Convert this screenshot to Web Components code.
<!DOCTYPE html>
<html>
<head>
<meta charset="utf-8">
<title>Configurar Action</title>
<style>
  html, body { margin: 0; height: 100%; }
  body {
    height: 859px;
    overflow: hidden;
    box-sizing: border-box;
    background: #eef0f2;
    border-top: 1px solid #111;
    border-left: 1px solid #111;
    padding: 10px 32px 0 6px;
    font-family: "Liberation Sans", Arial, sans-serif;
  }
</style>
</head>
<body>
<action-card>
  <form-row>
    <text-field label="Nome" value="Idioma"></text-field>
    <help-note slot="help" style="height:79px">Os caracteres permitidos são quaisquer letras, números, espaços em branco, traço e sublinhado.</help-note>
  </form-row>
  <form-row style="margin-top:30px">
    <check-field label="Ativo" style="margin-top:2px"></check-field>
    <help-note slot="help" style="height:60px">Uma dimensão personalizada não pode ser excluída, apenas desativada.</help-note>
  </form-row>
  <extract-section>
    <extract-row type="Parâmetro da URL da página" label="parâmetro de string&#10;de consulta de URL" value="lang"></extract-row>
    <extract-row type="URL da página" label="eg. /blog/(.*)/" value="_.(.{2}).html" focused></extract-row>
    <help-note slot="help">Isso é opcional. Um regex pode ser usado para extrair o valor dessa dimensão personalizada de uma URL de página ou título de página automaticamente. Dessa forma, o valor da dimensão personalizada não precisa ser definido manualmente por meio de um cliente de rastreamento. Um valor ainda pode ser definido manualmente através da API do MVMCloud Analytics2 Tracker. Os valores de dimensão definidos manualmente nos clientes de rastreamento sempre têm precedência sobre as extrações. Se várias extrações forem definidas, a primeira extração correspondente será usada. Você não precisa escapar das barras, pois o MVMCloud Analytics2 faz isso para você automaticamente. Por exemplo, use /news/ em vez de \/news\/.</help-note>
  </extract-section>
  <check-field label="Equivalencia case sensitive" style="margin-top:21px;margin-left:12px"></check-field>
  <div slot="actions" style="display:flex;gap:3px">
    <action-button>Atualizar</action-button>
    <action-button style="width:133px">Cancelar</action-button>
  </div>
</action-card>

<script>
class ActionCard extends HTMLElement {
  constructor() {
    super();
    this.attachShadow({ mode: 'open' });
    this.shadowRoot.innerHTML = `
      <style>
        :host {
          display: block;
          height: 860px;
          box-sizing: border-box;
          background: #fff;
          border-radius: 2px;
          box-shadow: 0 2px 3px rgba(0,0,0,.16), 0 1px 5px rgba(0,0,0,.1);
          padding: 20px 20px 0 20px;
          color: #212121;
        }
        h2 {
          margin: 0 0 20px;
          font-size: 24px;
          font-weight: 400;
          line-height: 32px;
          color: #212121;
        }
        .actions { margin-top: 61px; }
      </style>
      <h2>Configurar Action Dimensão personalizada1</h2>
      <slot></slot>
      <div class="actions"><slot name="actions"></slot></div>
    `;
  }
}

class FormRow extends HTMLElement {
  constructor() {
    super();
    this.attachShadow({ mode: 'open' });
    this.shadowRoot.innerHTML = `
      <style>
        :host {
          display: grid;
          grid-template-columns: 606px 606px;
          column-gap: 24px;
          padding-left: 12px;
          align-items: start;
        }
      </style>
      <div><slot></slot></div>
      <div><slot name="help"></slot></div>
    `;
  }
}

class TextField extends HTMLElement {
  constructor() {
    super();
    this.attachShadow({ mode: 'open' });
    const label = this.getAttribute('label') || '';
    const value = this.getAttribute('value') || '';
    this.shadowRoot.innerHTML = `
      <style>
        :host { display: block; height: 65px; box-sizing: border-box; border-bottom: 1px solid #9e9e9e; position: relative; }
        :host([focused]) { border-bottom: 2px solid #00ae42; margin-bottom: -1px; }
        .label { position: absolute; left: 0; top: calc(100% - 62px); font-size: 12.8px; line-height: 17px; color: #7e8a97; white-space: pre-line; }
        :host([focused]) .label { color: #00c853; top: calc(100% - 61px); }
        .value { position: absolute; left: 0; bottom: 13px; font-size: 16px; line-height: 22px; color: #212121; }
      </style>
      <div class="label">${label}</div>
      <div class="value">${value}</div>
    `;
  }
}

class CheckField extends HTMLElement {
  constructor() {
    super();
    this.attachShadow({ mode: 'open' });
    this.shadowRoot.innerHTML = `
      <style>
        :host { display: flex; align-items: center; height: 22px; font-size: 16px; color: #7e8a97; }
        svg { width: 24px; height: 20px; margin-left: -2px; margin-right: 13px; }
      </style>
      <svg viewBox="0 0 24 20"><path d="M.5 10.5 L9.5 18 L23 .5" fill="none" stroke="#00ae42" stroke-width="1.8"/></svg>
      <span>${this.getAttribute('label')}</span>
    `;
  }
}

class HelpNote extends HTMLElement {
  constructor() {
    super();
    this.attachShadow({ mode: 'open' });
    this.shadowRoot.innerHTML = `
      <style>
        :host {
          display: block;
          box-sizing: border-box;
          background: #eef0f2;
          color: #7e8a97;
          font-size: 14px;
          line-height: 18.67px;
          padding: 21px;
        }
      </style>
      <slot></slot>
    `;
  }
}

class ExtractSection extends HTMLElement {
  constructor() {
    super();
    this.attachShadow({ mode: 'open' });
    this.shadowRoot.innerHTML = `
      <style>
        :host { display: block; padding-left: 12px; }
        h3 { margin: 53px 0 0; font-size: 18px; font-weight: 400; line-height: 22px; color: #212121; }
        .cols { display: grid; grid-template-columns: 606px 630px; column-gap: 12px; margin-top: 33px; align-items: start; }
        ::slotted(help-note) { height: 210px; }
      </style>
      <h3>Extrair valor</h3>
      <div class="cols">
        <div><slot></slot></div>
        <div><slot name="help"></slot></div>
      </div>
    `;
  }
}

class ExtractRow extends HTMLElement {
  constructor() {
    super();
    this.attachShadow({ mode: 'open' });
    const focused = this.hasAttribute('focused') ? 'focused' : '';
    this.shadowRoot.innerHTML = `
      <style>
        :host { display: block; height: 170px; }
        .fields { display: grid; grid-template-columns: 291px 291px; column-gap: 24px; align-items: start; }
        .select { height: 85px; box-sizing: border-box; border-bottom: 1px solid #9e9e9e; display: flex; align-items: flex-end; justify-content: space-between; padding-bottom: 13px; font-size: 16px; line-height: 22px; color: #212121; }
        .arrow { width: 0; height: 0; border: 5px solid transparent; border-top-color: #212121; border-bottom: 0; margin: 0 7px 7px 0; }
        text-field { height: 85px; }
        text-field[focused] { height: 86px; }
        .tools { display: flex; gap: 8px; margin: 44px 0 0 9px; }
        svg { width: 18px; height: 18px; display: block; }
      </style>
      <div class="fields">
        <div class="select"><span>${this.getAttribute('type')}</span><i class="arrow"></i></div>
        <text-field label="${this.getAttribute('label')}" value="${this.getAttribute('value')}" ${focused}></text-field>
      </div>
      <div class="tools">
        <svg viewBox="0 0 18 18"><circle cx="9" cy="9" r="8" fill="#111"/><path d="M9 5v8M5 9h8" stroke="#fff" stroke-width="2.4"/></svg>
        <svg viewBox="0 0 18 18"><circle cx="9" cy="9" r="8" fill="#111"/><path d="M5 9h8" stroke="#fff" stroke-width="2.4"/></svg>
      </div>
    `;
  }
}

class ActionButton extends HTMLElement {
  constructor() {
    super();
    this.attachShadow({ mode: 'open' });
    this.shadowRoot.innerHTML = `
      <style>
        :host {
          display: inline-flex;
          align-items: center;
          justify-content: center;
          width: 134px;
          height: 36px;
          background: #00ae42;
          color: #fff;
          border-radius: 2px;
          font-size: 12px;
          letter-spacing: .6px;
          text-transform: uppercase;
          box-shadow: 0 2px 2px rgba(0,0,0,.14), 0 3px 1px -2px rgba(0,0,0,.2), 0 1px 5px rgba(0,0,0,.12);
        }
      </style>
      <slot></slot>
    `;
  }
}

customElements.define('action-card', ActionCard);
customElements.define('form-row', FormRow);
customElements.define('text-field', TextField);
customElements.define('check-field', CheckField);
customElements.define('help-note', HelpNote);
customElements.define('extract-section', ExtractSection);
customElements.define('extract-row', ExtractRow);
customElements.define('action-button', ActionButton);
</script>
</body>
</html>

^^^^^^^^

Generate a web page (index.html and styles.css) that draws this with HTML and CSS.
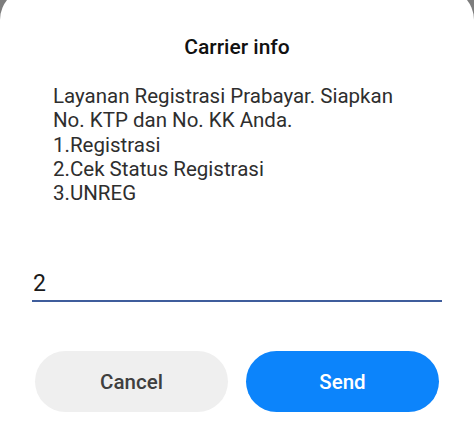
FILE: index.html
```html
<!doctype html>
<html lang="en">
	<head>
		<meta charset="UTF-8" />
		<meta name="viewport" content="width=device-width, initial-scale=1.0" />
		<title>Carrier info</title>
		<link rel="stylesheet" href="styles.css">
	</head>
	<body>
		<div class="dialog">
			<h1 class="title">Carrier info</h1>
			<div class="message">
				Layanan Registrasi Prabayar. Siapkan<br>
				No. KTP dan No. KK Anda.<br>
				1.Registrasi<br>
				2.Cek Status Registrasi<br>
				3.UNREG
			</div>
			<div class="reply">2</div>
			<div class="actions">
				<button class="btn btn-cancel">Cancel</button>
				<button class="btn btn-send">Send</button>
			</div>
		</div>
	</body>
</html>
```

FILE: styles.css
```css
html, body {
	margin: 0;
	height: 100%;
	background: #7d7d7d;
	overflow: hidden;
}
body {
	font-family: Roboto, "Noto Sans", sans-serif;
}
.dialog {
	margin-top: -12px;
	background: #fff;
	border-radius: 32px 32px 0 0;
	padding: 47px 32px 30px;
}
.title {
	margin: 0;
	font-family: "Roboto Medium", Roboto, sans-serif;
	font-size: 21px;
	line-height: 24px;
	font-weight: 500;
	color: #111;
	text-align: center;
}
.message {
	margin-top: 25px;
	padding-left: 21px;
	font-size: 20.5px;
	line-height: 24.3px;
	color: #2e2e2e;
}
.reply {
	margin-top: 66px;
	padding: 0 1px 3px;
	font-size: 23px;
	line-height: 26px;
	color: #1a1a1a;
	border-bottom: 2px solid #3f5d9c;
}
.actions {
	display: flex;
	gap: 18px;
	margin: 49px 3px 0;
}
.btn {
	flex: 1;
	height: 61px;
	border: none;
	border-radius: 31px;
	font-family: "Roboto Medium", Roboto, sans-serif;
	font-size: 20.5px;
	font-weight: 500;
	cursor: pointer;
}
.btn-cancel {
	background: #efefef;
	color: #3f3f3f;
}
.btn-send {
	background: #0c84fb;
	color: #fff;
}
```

^^^^^^^^

## REQUIRED WORK
Within the material above, find the lines that contain the word "styles"; copy them.

## RESULT OF THIS EXERCISE
Generate a web page (index.html and styles.css) that draws this with HTML and CSS.
		<link rel="stylesheet" href="styles.css">
FILE: styles.css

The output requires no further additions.